When is the last time a baby nurses? It’s another of those middle-of-the night experiences with children. Seems like we all talk about wanting these to end. But once it’s over, or even promising to be over, I savor those moments when the world is still, and Rosie and I are all there is.
How about the last conversation with your mom or dad — the kind of conversation where you feel that connection that goes back to childhood? That feeling that all is right with the world, and this is a safe space. Or even just the everyday type of conversation about who you saw or what you did. When does it happen last? Seems like it’s not the day they die or the day we die. It imperceptibly slips away before then, without warning or fanfare. And then we are the grown ups without that parent to talk to. And their voice on a tape, or notes about their childhood take on different meaning.
When does “yittle” become “little?” And “I hate it the cheese” become “I hate the cheese?” Or the screeches of “I do! I do!” — Rosie’s claim that she wanted to be part of things back before she could talk well — become sentences, normal sentences, like “I want the front of the bath.” What day will she stop looking at my food saying, I yike toast, or whatever is on my plate, and just start asking if she can have some. Language at three-years-old is like the inside part of a celery stalk…sweeter, more tender, worth enjoying.
One of the things that left me without my realizing it was singing songs to John at night. Every night we rocked and sang. John had a bottle until he turned three, and I would sing to him while he drank it. And then as he got older, he would request songs until we had to stop. He learned about Easter and Christmas, all through music. When the bottle needed to stop, the bedtime stories, a beautiful thing of their own, stepped in. The songs remained part of the routine for a while, but eventually without the intimate quiet of the bottle, the songs slowed and stopped. The rocking chair still sits in his room, now filled with whatever someone needed to put down. The new routine is also wonderful….everyone piles onto one bed – one parent per child — the chosen books are stacked and have to be read in the right order. When done, they are dismissed to the floor. It’s a family affair, two stories going at once.
So there it is. When a child clings to you, burrowing his or her face in your shoulder, needing comfort from the fireworks or the guy dressed in a costume, you tell them the guy is not going to hurt them and that the fireworks are far away. You want them to be ok with the world. You want them to be independent. You want them to turn, face the world, and walk on their own.
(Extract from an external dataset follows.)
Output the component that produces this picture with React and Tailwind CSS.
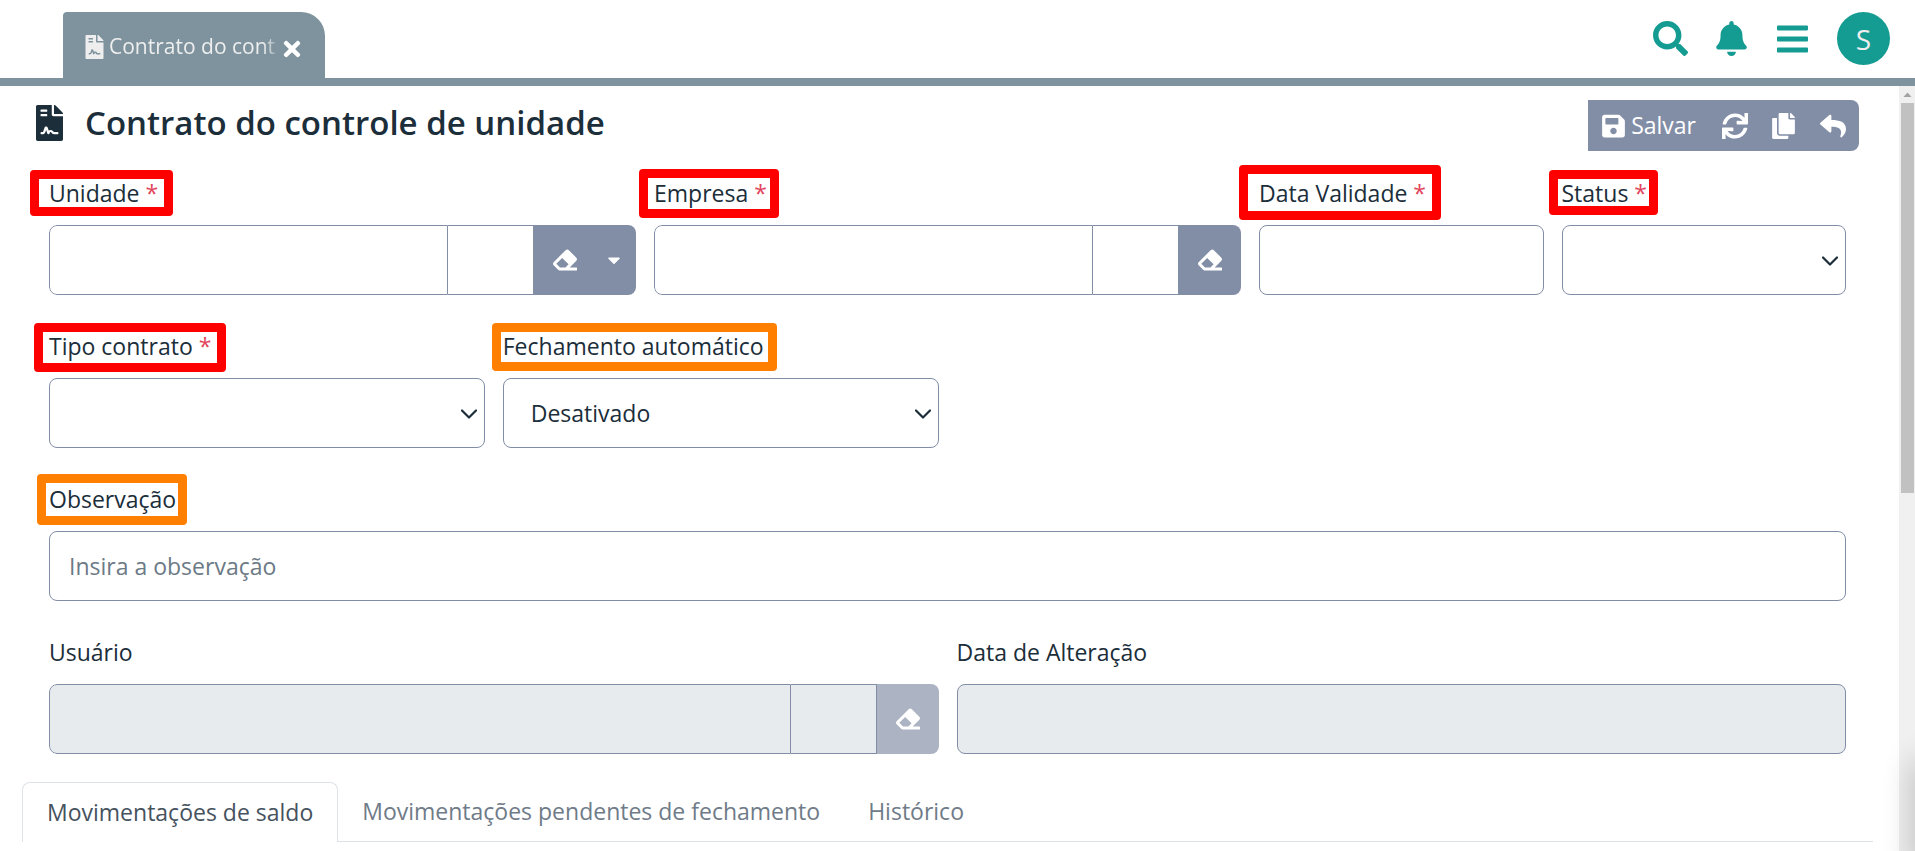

And eventually they do. Eventually they can pedal their own bikes, run into class without even a glance, go get the paper, and embrace all that life has to give them. Their bodies lose that baby fat and get lanky. It’s beautiful, and bittersweet. We celebrate those victories and their pride in what they can do, but it also hurts to see the baby in them slip away. Rosie is three, and she takes ballet, which was her own idea, has a pink baseball glove and knows how to use it. John is almost five, a little boy with opinions, a love for baseball and six books under his belt. (They’re way short, but he can read them.) Adam and I can’t hold onto it. We don’t want to. Or maybe we would want to. But as my dad said, “It doesn’t matter how much you love them. They grow up anyway.”